Pitchin’ a Grizzly tent, part I
(Part II is here)
A couple of weeks ago a friend and I decided to check out the Grizzly tent sale. We live in the Redmond, about an hour and a half south of Grizzly’s HQ, so this was a bit of an undertaking. We took Scott’s wife’s pickup and plotted our plan of attack in the car. Scott was shopping for a studly new 8″ jointer, so I brought catalogs from Sunhill and others for price comparison. I didn’t have anything on my must-buy list, although I’m keeping an eye open for a bargain to replace my old Grizzly tablesaw.

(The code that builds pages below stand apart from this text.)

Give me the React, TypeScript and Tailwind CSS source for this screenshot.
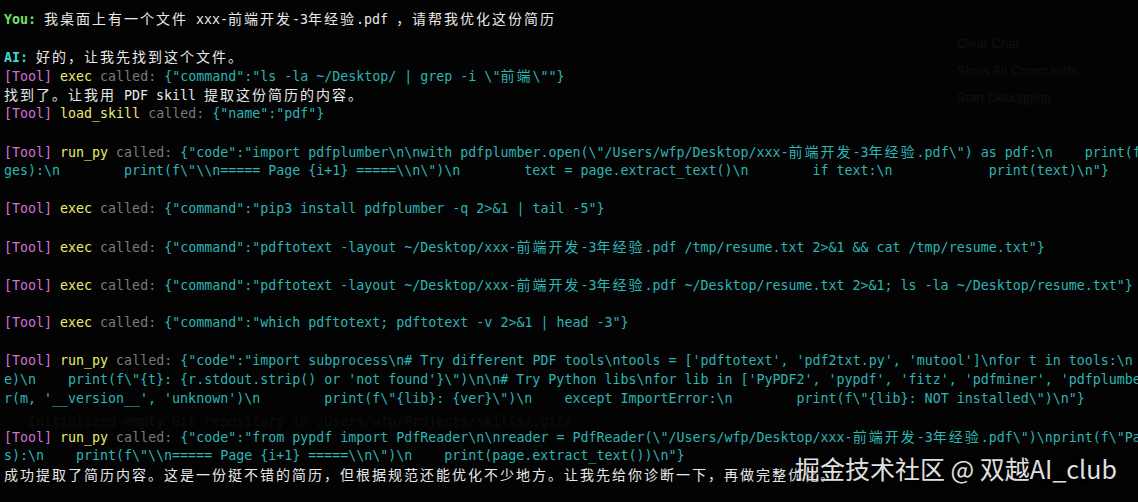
import React from "react";

type Seg = [string, string];

const tone: Record<string, string> = {
  you: "text-[#6fe26f] font-bold",
  ai: "text-[#3fd6d6] font-bold",
  tag: "text-[#d670d6]",
  fn: "text-[#ecec6e]",
  dim: "text-[#7a7a7a]",
  json: "text-[#2cb5b5]",
  txt: "text-[#e8e8e8]",
};

const CJK = /([\u3000-\u303f\u4e00-\u9fff\uff00-\uffef]+)/;

function Run({ text }: { text: string }) {
  return (
    <>
      {text.split(CJK).map((part, i) =>
        CJK.test(part) ? (
          <span key={i} className="font-['Noto_Sans_CJK_SC',sans-serif] text-[14px] tracking-[2px]">
            {part}
          </span>
        ) : (
          part
        )
      )}
    </>
  );
}

const tool = (fn: string, json: string): Seg[] => [
  ["tag", "[Tool]"],
  ["txt", " "],
  ["fn", fn],
  ["dim", " called: "],
  ["json", json],
];

const lines: Seg[][] = [
  [["you", "You:"], ["txt", " 我桌面上有一个文件 xxx-前端开发-3年经验.pdf ，请帮我优化这份简历"]],
  [],
  [["ai", "AI:"], ["txt", " 好的，让我先找到这个文件。"]],
  tool("exec", String.raw`{"command":"ls -la ~/Desktop/ | grep -i \"前端\""}`),
  [["txt", "找到了。让我用 PDF skill 提取这份简历的内容。"]],
  tool("load_skill", `{"name":"pdf"}`),
  [],
  tool("run_py", String.raw`{"code":"import pdfplumber\n\nwith pdfplumber.open(\"/Users/wfp/Desktop/xxx-前端开发-3年经验.pdf\") as pdf:\n    print(f\"Pages: {len(pdf.pages)}\")\n    for i, page in enumerate(pdf.pa`),
  [["json", String.raw`ges):\n        print(f\"\\n===== Page {i+1} =====\\n\")\n        text = page.extract_text()\n        if text:\n            print(text)\n"}`]],
  [],
  tool("exec", `{"command":"pip3 install pdfplumber -q 2>&1 | tail -5"}`),
  [],
  tool("exec", `{"command":"pdftotext -layout ~/Desktop/xxx-前端开发-3年经验.pdf /tmp/resume.txt 2>&1 && cat /tmp/resume.txt"}`),
  [],
  tool("exec", `{"command":"pdftotext -layout ~/Desktop/xxx-前端开发-3年经验.pdf ~/Desktop/resume.txt 2>&1; ls -la ~/Desktop/resume.txt"}`),
  [],
  tool("exec", `{"command":"which pdftotext; pdftotext -v 2>&1 | head -3"}`),
  [],
  tool("run_py", String.raw`{"code":"import subprocess\n# Try different PDF tools\ntools = ['pdftotext', 'pdf2txt.py', 'mutool']\nfor t in tools:\n    r = subprocess.run(['which', t], capture_output=True, text=Tru`),
  [["json", String.raw`e)\n    print(f\"{t}: {r.stdout.strip() or 'not found'}\")\n\n# Try Python libs\nfor lib in ['PyPDF2', 'pypdf', 'fitz', 'pdfminer', 'pdfplumber']:\n    try:\n        m = __import__(lib)\n        ver = getatt`]],
  [["json", String.raw`r(m, '__version__', 'unknown')\n        print(f\"{lib}: {ver}\")\n    except ImportError:\n        print(f\"{lib}: NOT installed\")\n"}`]],
  [],
  tool("run_py", String.raw`{"code":"from pypdf import PdfReader\n\nreader = PdfReader(\"/Users/wfp/Desktop/xxx-前端开发-3年经验.pdf\")\nprint(f\"Pages: {len(reader.pages)}\")\nfor i, page in enumerate(reader.page`),
  [["json", String.raw`s):\n    print(f\"\\n===== Page {i+1} =====\\n\")\n    print(page.extract_text())\n"}`]],
  [["txt", "成功提取了简历内容。这是一份挺不错的简历，但根据规范还能优化不少地方。让我先给你诊断一下，再做完整优化。"]],
];

export default function App() {
  return (
    <div className="relative h-[502px] w-full overflow-hidden bg-[#030303] pt-[9px] pl-[4px] font-['DejaVu_Sans_Mono','Noto_Sans_CJK_SC',monospace] text-[13.3px] leading-[19px] text-[#e8e8e8]">
      {/* faint editor watermark showing through the terminal */}
      <div className="absolute left-[957px] top-[35px] flex flex-col gap-[10px] font-['Liberation_Sans',sans-serif] text-[13px] leading-[17px] text-[#101010]">
        <span>Clear Chat</span>
        <span>Show All Commands</span>
        <span>Start Debugging</span>
      </div>
      <div className="absolute left-[28px] top-[412px] whitespace-pre text-[#0e0e0e]">
        Initialized empty Git repository in /Users/wfp/Projects/skills/.git/
      </div>

      <div className="relative">
        {lines.map((line, i) => (
          <div key={i} className="h-[19px] whitespace-pre">
            {line.map(([k, t], j) => (
              <span key={j} className={tone[k]}>
                <Run text={t} />
              </span>
            ))}
          </div>
        ))}
      </div>

      <div className="absolute left-[795px] top-[452px] whitespace-pre font-['Noto_Sans_CJK_SC',sans-serif] text-[25px] leading-[32px] text-[#e0e0e0] [text-shadow:0_0_6px_rgba(0,0,0,0.9)]">
        掘金技术社区 @ 双越AI_club
      </div>
    </div>
  );
}
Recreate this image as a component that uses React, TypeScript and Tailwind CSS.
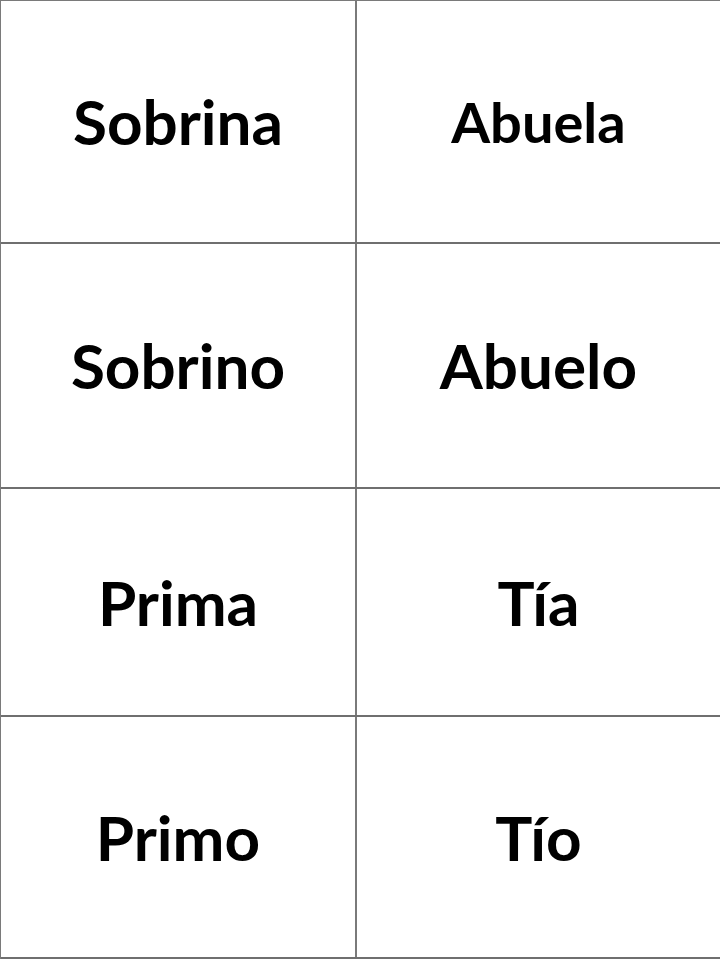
const rows: { left: string; right: string; rightSize?: string; h: string }[] = [
  { left: "Sobrina", right: "Abuela", rightSize: "text-[56px]", h: "h-[243px]" },
  { left: "Sobrino", right: "Abuelo", h: "h-[245px]" },
  { left: "Prima", right: "Tía", h: "h-[228px]" },
  { left: "Primo", right: "Tío", h: "h-[242px]" },
];

export default function App() {
  return (
    <div className="h-[960px] w-[720px] bg-white" style={{ fontFamily: "Lato, 'Open Sans', sans-serif" }}>
      <div className="border-t border-l border-[#7a7a7a]">
        {rows.map((row) => (
          <div key={row.left} className={`flex ${row.h} border-b-2 border-[#6f6f6f]`}>
            <div className="flex w-[356px] items-center justify-center border-r-2 border-[#7a7a7a]">
              <span className="text-[62px] font-bold text-black">{row.left}</span>
            </div>
            <div className="flex flex-1 items-center justify-center">
              <span className={`${row.rightSize ?? "text-[62px]"} font-bold text-black`}>{row.right}</span>
            </div>
          </div>
        ))}
      </div>
    </div>
  );
}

A moment’s intermission: for those unaware, Grizzly is low-price tool importer. They’re one of the best importing Chinese machinery; they usually use american-made motors, and have their own engineers do quality-assurance. While the quality isn’t quite what you’ll find from an American-made tool, it’s not bad and a heck of a lot cheaper.
So the tent sale is their chance to unload the planer that rusted on the way from Shanghai, the tablesaw that has minor bloodstains from the troublesome Safety-Shield demo, and everything else that can’t be sold through normal channels. The good news is that the prices are crazy-low. The bad news is that there’s a lot of junk to sort through, and most of the good stuff goes in the first 15 minutes.
Yes, you heard me right. Brave souls line up at 8 in the morning, even camping out the night before, and charge in first thing in a fit of scavenging fury. They burst forth with literally tons of machinery, and the checkout/loading line can take an hour or more.
We got there at 10:00, inadvertently discovering a neat trick. If someone tears off the tag from a machine but doesn’t pay for it, after two hours, it gets re-tagged and you can buy it again. So while we missed the first round of deals, we did get first crack at all the re-tagged merchandise. As a rule of thumb, if you can’t be there at 8:00, be there at 10:00 (or 3:00 when they’ll haggle over what’s left).
More on the trip coming shortly…
(Unfortunately, it’s tough to know if a given tool is really American-made. For example, Delta and Jet both import some of their tools. Some of the very high-end guys like (I belive) Oliver don’t, but then again, their smallest jointer is 10″! Not exactly in the casual woodworker’s price range.)